Humphrey Bogart's Favorite Liquor That He Often Drank On Set
His brooding, sarcastic quip in "Casablanca" (1942) may center around another liquor ("Of all the gin joints in all the towns in all the world, she walks into mine,"), but off-screen, Bogie was a scotch man through and through. Per the lore, Humphrey Bogart's final words were, "I should never have switched from scotch to Martinis." Whether or not the phrase was actually Bogart's last is the subject of some debate. Still, the lament adequately serves to weave scotch into its frontline position in the tapestry of the late Hollywood star's life.
Humphrey Bogart (1899-1957) acquired a taste for scotch during his early 40s and might have initially picked it up after some coarse teasing from a drinking buddy. As recorded by "Bogart" biographers Ann Sperber and Eric Lax, per Scotch Whiskey, "For many years, Bogart in the course of an evening would mix Martinis with beer with Drambuie. Finally Hellinger told him that he was drinking 'like a kid.' Under such tutelage he switched almost exclusively to scotch." The conversion was more or less a permanent one. The actor is noted to have once waxed, "Scotch is a very valuable part of my life."
Bogie was on the watch for scotch
Famously quoth Bogart, "The problem with the world is, everyone in it is three drinks behind." Indeed, this was a prescription the actor followed zealously on an everyday basis.
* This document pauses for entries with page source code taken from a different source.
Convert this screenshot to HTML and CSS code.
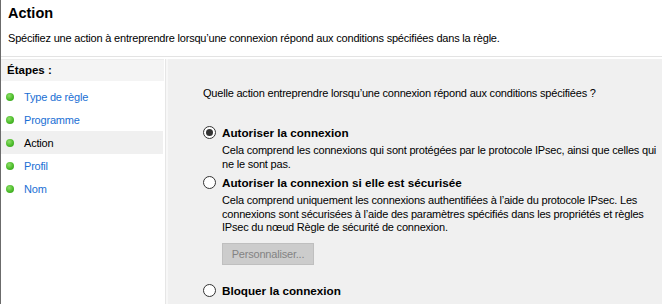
FILE: index.html
```html
<!DOCTYPE html>
<html lang="fr">
<head>
<meta charset="utf-8">
<link rel="stylesheet" href="styles.css">
</head>
<body>
<div class="win">
  <header class="head">
    <h1 class="title">Action</h1>
    <p class="sub">Spécifiez une action à entreprendre lorsqu’une connexion répond aux conditions spécifiées dans la règle.</p>
  </header>
  <div class="body">
    <nav class="steps">
      <div class="steps-head">Étapes :</div>
      <ul class="step-list">
        <li class="step"><span class="dot"></span><span class="link">Type de règle</span></li>
        <li class="step"><span class="dot"></span><span class="link">Programme</span></li>
        <li class="step current"><span class="dot"></span><span>Action</span></li>
        <li class="step"><span class="dot"></span><span class="link">Profil</span></li>
        <li class="step"><span class="dot"></span><span class="link">Nom</span></li>
      </ul>
    </nav>
    <main class="content">
      <p class="question">Quelle action entreprendre lorsqu’une connexion répond aux conditions spécifiées ?</p>
      <div class="option first">
        <div class="opt-label"><span class="radio checked"></span>Autoriser la connexion</div>
        <p class="desc">Cela comprend les connexions qui sont protégées par le protocole IPsec, ainsi que celles qui ne le sont pas.</p>
      </div>
      <div class="option second">
        <div class="opt-label"><span class="radio"></span>Autoriser la connexion si elle est sécurisée</div>
        <p class="desc">Cela comprend uniquement les connexions authentifiées à l’aide du protocole IPsec. Les connexions sont sécurisées à l’aide des paramètres spécifiés dans les propriétés et règles IPsec du nœud Règle de sécurité de connexion.</p>
        <button class="btn" disabled>Personnaliser...</button>
      </div>
      <div class="option third">
        <div class="opt-label"><span class="radio"></span>Bloquer la connexion</div>
      </div>
    </main>
  </div>
</div>
</body>
</html>
```
FILE: styles.css
```css
* { box-sizing: border-box; }
html, body { margin: 0; padding: 0; }
body {
  width: 662px;
  height: 304px;
  overflow: hidden;
  background: #ffffff;
  font-family: "Liberation Sans", Arial, sans-serif;
  font-size: 11px;
  letter-spacing: -0.2px;
  color: #000;
}
.win {
  height: 304px;
  display: flex;
  flex-direction: column;
  border-left: 1px solid #6b6b6b;
}
.head {
  height: 57px;
  padding: 4px 0 0 7px;
  border-bottom: 1px solid #e3e3e3;
}
.title {
  margin: 0;
  font-size: 14.5px;
  letter-spacing: 0;
  font-weight: bold;
  line-height: 18px;
}
.sub {
  margin: 9px 0 0;
  line-height: 15px;
}
.body {
  flex: 1;
  display: flex;
  padding-top: 2px;
  background: #fff;
}
.steps {
  width: 165px;
  border-right: 1px solid #e6e6e6;
  background: #fff;
}
.steps-head {
  height: 22px;
  margin-right: 1px;
  padding: 4px 0 0 6px;
  background: #f4f4f4;
  font-weight: bold;
  font-size: 11.5px;
  letter-spacing: 0;
  border-top: 1px solid #ececec;
}
.step-list {
  list-style: none;
  margin: 4px 0 0;
  padding: 0;
}
.step {
  height: 23px;
  display: flex;
  align-items: center;
  padding-left: 5px;
  margin-right: 2px;
}
.step.current { background: #f0f0f0; }
.dot {
  width: 8px;
  height: 8px;
  border-radius: 50%;
  background: radial-gradient(circle at 40% 35%, #8fe06a 0%, #4cbb2a 55%, #2f9a18 100%);
  margin-right: 10px;
}
.link { color: #1a6fd4; }
.content {
  flex: 1;
  background: #f0f0f0;
  border-left: 2px solid #f7f7f7;
  padding: 27px 0 0 35px;
}
.question { margin: 0; line-height: 14px; }
.first { margin-top: 24px; }
.second { margin-top: 3px; }
.third { margin-top: 17px; }
.opt-label {
  display: flex;
  align-items: center;
  font-weight: bold;
  font-size: 11.7px;
  letter-spacing: 0;
  line-height: 17px;
}
.radio {
  width: 13px;
  height: 13px;
  border: 1px solid #333;
  border-radius: 50%;
  background: #fff;
  margin-right: 6px;
  position: relative;
  flex: none;
}
.radio.checked::after {
  content: "";
  position: absolute;
  left: 2px;
  top: 2px;
  width: 7px;
  height: 7px;
  border-radius: 50%;
  background: #333;
}
.desc {
  margin: 3px 0 0 19px;
  line-height: 13.5px;
  width: 438px;
}
.btn {
  margin: 8px 0 0 19px;
  width: 92px;
  height: 22px;
  background: #cccccc;
  border: 1px solid #bfbfbf;
  color: #838383;
  font-family: inherit;
  font-size: 11px;
  letter-spacing: -0.2px;
  padding: 0;
}
```
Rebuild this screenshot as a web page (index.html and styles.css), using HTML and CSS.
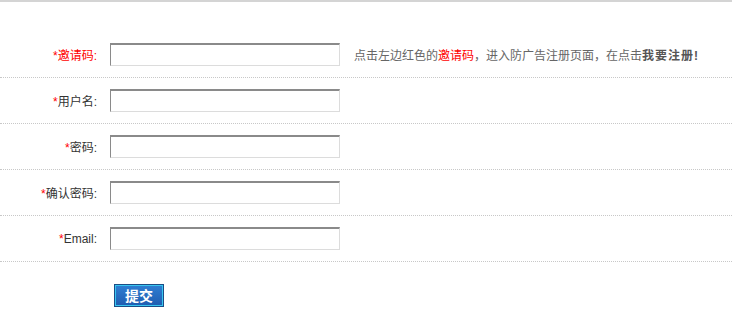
FILE: index.html
```html
<!DOCTYPE html>
<html lang="zh-CN">
<head>
  <meta charset="UTF-8" />
  <title>注册</title>
  <link rel="stylesheet" href="styles.css">
</head>
<body>
  <div class="topline"></div>

  <form class="reg">
    <div class="row">
      <label class="lbl red"><span class="star">*</span>邀请码:</label>
      <input type="text" class="txt" />
      <span class="hint">点击左边红色的<span class="red">邀请码</span>，进入防广告注册页面，在点击<b>我要注册!</b></span>
    </div>
    <div class="row">
      <label class="lbl"><span class="star">*</span>用户名:</label>
      <input type="text" class="txt" />
    </div>
    <div class="row">
      <label class="lbl"><span class="star">*</span>密码:</label>
      <input type="password" class="txt" />
    </div>
    <div class="row">
      <label class="lbl"><span class="star">*</span>确认密码:</label>
      <input type="password" class="txt" />
    </div>
    <div class="row">
      <label class="lbl"><span class="star">*</span>Email:</label>
      <input type="text" class="txt" />
    </div>
    <div class="actions">
      <button type="button" class="btn">提交</button>
    </div>
  </form>
</body>
</html>
```

FILE: styles.css
```css
body {
  margin: 0;
  font-family: "Liberation Sans", Arial, "Noto Sans CJK SC", sans-serif;
  font-size: 12px;
  color: #333;
  background: #fff;
}

.topline {
  height: 2px;
  background: #d4d4d4;
}

.reg {
  margin-top: 30px;
}

.row {
  display: flex;
  align-items: center;
  padding: 11px 0;
  border-bottom: 1px dotted #c8c8c8;
}

.lbl {
  width: 97px;
  margin-right: 13px;
  text-align: right;
  color: #333;
}

.star {
  color: #f00;
}

.red {
  color: #f00;
}

.txt {
  box-sizing: border-box;
  width: 230px;
  height: 23px;
  margin: 0;
  padding: 2px 4px;
  border: 1px solid #dcdcdc;
  border-top: 2px solid #8a8a8a;
  border-left: 1px solid #8a8a8a;
  background: #fff;
}

.hint {
  margin-left: 14px;
  color: #666;
}

.hint b {
  color: #555;
  letter-spacing: 1px;
}

.actions {
  padding: 22px 0 0 114px;
}

.btn {
  box-sizing: border-box;
  width: 50px;
  height: 23px;
  padding: 0;
  border: 1px solid #1b4d86;
  box-shadow: inset 0 0 0 1px #39c6f0;
  background: linear-gradient(#2f7fd3, #1f5cb0);
  color: #fff;
  font-family: "Noto Sans CJK SC", sans-serif;
  font-size: 14px;
  font-weight: bold;
  line-height: 19px;
}
```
When shooting wrapped at 6:00 p.m. (a strict requirement of Bogart's), a scotch and water was promptly delivered to him on set by his hair stylist and longtime mistress Verita Peterson. According to agent Phil Gersh, Bogart's regular lunch order at Romanoff's, a Hollywood hangout in Beverly Hills, was French toast, a brandy, and two scotch and sodas. (Bogart was also a fellow regular at Alfred Hitchcock's favorite Hollywood restaurant, Chasen's.)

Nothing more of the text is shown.